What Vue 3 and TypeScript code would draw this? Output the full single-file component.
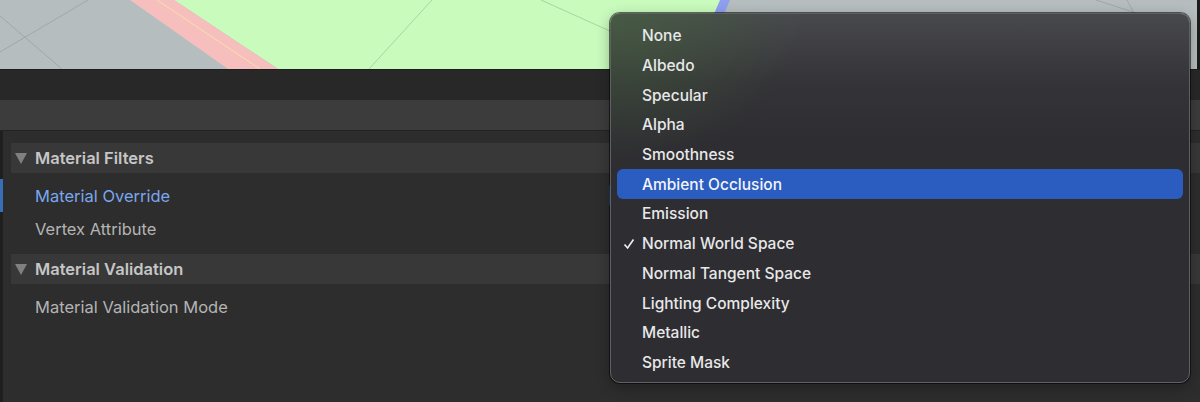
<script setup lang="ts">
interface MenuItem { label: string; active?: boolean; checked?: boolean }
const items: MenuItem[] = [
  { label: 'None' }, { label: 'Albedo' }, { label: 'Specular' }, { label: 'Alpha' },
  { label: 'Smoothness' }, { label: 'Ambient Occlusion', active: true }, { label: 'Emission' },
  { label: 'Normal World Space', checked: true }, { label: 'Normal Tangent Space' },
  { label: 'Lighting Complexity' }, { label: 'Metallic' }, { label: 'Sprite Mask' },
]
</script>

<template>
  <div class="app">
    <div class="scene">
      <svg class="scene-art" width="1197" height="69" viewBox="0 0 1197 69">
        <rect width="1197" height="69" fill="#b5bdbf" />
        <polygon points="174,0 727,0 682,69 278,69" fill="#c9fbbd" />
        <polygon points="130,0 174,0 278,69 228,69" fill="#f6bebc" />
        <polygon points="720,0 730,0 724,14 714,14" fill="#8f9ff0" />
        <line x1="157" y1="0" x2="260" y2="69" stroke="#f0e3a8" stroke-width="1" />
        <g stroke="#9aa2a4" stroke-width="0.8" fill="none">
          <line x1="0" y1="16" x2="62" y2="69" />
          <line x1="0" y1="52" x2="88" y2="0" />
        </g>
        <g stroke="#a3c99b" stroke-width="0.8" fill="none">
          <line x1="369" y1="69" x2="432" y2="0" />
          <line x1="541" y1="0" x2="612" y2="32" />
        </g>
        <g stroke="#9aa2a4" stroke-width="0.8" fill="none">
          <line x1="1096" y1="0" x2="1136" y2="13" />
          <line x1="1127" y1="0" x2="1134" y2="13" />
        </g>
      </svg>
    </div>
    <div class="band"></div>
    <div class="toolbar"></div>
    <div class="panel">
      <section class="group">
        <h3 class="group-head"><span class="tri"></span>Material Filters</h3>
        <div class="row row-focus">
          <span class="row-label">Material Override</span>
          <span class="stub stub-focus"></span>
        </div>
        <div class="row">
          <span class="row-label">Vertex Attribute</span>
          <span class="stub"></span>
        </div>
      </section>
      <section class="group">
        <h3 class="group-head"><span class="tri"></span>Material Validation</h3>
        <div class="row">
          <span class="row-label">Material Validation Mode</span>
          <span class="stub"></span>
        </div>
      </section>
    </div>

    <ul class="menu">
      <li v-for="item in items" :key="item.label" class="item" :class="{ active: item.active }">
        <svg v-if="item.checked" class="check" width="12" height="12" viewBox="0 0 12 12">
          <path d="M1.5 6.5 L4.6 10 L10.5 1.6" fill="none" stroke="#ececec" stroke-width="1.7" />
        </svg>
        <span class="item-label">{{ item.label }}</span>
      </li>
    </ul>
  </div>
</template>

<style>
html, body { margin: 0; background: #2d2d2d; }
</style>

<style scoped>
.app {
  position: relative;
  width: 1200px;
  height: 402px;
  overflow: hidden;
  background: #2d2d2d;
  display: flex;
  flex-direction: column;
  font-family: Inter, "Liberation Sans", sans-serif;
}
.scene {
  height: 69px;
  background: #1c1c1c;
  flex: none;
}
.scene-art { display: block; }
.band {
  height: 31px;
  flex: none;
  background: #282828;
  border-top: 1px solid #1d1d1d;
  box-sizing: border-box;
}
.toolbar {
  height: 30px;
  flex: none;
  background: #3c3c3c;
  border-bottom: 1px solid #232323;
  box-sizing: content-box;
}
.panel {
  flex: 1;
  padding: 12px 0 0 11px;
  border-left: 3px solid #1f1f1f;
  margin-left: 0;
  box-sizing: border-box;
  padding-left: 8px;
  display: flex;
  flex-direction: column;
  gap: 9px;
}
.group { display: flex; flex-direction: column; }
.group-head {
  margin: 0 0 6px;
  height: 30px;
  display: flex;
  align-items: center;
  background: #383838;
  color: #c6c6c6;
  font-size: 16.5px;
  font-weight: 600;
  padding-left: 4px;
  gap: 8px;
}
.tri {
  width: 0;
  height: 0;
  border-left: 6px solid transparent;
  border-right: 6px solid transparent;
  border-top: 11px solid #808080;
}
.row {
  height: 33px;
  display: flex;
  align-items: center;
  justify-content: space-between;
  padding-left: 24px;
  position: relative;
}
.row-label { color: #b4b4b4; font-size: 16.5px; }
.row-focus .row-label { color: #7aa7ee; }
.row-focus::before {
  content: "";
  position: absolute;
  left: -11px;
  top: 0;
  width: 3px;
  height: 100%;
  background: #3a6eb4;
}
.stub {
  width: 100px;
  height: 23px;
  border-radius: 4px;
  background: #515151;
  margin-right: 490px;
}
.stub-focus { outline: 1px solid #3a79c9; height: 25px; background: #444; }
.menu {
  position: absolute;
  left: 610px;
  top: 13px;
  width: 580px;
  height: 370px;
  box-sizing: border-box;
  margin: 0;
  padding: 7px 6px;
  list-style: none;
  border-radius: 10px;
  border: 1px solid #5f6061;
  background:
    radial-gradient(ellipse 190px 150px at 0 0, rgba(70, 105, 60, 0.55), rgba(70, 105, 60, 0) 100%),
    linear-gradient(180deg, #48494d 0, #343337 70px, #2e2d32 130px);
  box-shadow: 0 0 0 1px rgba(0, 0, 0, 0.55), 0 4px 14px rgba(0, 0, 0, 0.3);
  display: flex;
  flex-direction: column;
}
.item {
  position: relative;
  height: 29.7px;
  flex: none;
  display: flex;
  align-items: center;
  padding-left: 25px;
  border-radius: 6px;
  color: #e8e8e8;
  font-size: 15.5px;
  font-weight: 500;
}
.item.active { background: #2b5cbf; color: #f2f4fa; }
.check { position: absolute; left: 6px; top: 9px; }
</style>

* * *

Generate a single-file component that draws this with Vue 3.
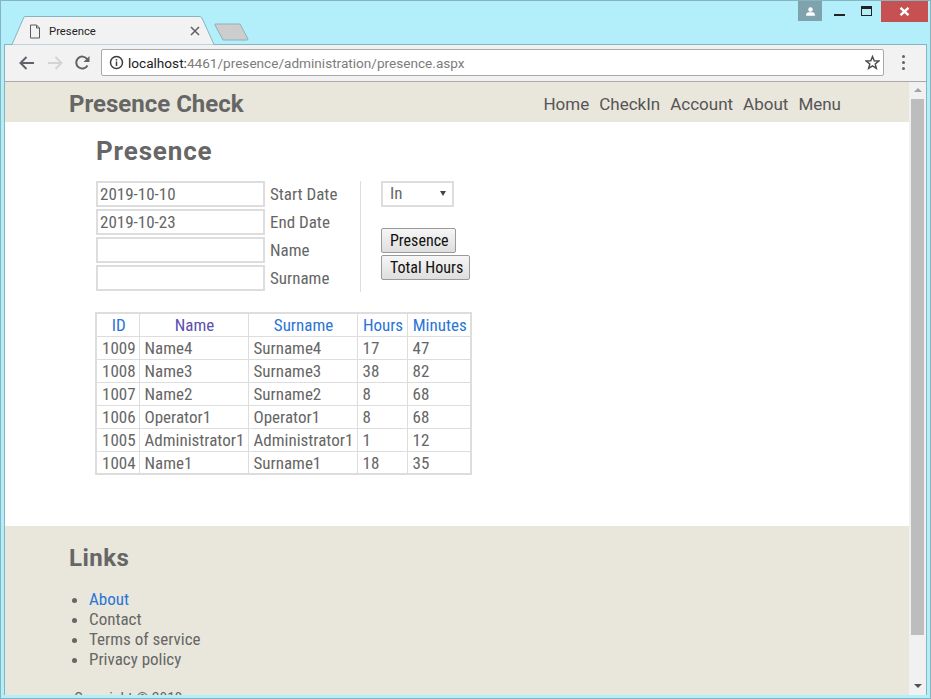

---

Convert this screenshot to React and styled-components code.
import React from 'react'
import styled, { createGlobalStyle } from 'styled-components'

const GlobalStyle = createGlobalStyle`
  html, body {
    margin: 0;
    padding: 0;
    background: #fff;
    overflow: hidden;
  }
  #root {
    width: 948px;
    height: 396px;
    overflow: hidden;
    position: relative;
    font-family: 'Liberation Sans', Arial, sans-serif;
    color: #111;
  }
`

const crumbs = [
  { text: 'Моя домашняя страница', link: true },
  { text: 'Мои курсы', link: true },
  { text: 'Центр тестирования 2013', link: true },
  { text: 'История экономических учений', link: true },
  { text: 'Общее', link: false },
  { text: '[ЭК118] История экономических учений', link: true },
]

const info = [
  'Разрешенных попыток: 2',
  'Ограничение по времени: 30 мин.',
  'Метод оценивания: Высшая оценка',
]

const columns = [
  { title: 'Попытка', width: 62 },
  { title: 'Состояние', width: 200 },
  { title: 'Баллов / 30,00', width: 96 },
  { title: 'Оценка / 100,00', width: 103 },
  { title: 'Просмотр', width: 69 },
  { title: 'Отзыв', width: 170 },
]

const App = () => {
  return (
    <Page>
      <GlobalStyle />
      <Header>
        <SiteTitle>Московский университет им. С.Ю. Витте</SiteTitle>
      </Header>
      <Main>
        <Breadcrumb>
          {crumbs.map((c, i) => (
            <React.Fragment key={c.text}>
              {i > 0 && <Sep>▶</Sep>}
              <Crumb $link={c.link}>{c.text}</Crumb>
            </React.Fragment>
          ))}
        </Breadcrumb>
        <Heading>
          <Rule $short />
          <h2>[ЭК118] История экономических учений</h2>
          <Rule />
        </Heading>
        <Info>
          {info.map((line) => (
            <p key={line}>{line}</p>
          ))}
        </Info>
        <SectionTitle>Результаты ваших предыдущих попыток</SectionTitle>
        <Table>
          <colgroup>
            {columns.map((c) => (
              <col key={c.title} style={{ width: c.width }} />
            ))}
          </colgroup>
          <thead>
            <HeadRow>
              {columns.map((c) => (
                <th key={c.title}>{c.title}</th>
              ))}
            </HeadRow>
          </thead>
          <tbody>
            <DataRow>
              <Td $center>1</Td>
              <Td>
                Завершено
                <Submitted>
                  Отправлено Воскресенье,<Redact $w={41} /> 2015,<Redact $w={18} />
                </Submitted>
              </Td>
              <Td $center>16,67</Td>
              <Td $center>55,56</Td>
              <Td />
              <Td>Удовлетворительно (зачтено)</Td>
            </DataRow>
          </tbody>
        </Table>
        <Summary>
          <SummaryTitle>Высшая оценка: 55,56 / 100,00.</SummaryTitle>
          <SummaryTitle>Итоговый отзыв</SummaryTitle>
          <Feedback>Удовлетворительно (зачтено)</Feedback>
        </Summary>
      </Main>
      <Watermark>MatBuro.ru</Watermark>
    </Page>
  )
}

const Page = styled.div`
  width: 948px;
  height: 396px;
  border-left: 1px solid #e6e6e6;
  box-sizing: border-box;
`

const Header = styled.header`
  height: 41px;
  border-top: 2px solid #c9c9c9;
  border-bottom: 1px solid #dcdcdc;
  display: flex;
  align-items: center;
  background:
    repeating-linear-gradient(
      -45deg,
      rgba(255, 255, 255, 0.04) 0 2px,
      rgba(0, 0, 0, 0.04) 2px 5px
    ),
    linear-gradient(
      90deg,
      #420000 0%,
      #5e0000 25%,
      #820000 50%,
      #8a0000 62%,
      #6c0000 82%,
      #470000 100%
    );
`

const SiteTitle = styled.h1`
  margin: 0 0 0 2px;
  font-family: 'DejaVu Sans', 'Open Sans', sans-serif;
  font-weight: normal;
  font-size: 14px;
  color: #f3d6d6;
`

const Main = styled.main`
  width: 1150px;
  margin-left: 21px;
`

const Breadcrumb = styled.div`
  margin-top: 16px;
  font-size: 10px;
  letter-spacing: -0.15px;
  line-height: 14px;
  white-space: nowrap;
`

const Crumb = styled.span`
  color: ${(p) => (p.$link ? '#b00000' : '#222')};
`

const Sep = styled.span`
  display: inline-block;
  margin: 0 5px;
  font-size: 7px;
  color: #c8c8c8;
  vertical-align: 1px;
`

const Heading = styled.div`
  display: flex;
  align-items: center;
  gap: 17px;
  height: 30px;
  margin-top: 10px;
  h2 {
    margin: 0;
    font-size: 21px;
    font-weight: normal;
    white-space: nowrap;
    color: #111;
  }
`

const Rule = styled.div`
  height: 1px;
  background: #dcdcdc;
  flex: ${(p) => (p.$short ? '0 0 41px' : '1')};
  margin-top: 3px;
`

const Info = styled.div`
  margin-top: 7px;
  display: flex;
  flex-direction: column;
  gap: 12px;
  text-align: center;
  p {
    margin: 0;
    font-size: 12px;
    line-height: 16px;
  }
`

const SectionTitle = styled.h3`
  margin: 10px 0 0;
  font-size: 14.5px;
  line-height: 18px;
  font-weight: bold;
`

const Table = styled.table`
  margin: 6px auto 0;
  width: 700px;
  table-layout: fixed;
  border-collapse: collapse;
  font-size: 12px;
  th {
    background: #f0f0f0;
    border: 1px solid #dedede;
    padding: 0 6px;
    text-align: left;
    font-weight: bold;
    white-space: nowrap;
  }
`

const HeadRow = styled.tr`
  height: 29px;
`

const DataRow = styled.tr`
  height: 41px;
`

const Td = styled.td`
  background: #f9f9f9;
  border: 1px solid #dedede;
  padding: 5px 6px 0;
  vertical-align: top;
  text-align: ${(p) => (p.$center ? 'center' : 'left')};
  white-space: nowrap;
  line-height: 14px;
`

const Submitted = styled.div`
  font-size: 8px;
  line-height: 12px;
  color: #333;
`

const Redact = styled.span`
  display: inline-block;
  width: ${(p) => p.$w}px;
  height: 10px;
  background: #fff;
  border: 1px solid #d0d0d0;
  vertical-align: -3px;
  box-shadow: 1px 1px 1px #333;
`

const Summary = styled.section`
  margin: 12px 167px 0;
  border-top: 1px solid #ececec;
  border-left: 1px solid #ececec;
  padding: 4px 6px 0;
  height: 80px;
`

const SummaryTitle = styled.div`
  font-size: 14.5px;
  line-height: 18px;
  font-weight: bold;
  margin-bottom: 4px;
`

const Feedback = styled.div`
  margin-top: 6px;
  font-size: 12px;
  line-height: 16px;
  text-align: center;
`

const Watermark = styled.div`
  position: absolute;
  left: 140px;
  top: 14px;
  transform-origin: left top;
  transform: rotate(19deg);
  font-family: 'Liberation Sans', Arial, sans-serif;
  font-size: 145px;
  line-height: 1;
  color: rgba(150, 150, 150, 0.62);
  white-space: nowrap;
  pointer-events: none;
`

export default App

### AIM
Where a line above holds the string "code", show that line.

### EXERCISE RESULT
What Vue 3 and TypeScript code would draw this? Output the full single-file component.
Convert this screenshot to React and styled-components code.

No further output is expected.